Aqui, voltamos à Rússia e à Ucrânia que, agora, será governada por um contador de anedotas. O governo russo, desde 2008, é o mais estável do mundo. Com Putin, o maior apoiador dos movimentos digitais anti-establishment na Europa. Aliás, líderes desestabilizadores e estáveis somente ele e Netanyahu em Israel, outro homem das nuvens. A alemã Merkel está fora desse benefício de estabilidade porque faz das tripas coração para manter a Alemanha no topo da Europa, ao preço da destruição da União Europeia. Algo que, paradoxalmente, a aproxima de Putin e Trump, outro parceiro desse jogo eletrônico de comando-controle, na guerra para limar a confiança do mundo em suas regras comuns e instituições coletivas.


O afrouxamento quantitativo leva Moscou a semear a discórdia onde pode para abalar as estruturas do disponível homem das redes. O apoio vai para qualquer grupo comprometido com avacalhar e dilapidar o mundo que está aí. Inclusive com a eleição de Zelensky, que recebeu apoio de Israel, inimigo da Síria, aliada da Rússia…
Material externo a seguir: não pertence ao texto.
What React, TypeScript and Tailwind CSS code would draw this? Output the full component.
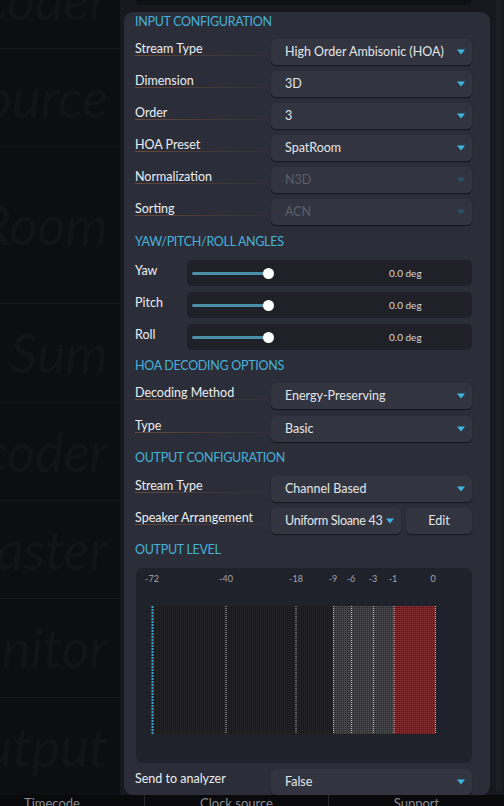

Zelensky é outra nuvem. Com a simpatia da Otan e a aceitação deslumbrada da população, veio para desestabilizar o que ainda resta dos contornos do mundo pós Guerra-Fria. Confusões nada liberais para provocar a inflexão final — quando será? —, aproveitando o rastilho de pólvora que queima desde 2008.

Paulo Delgado
Paulo Delgado
Sociólogo, Pós-Graduado em Ciência Política, Professor Universitário, Deputado Constituinte em 1988, exerceu mandatos federais até 2011. Consultor de Empresas e Instituições, escreve para os jornais O Estado de S. Paulo, Estado de Minas e Correio Braziliense.